Mais si la déontologie fait de la vérité un impératif essentiel, cela ne doit pas nous faire oublier que le rapport du journaliste avec la vérité n’est pas chose simple. Le temps est d’abord son premier ennemi, il doit faire vite pour rendre compte. Autre danger pour le journaliste, alors que le réel n’a pas fini son déploiement, sa rédaction lui demande de faire un commentaire sur un fait qui n’a pas encore dit son dernier mot. Rendre compte d’une réalité multiforme, c’est cette exigence que l’opinion nous impose.

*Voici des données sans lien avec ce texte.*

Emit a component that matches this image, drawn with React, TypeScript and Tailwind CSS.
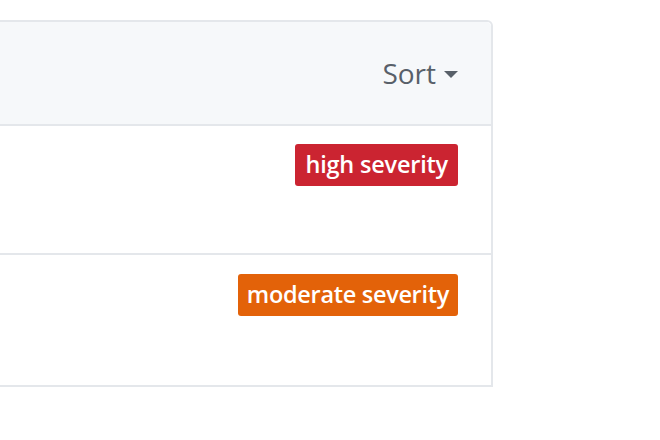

La conscience est le seul filtre capable de trier ce que le journaliste a vu et compris de ce qu’il dispense à ses lecteurs. Il doit s’interroger en permanence, se méfier de lui-même, d’où la nécessité de prendre du recul, d’échapper aux différentes influences. Il doit être en marge de la foule pour mieux l’observer. Cette mise à l’écart est nécessaire pour avoir un regard serein.

Nous mesurons la lourde responsabilité du journaliste et le rôle central qu’il occupe au sein de la société. Sans la liberté des médias, les autres libertés sont illusoires. C’est pourquoi l’opinion doit prendre toute la mesure des difficultés de la mission des journalistes, pour ne pas les exposer à la critique facile. Souvent des personnes mal intentionnées projettent leurs propres fautes, tares, angoisses sur eux. La presse a bon dos et cela fait souvent l’affaire des imposteurs et des calculateurs sans moral. Aidons –la à courir le beau risque de la vérité, il y va de la santé de la démocratie.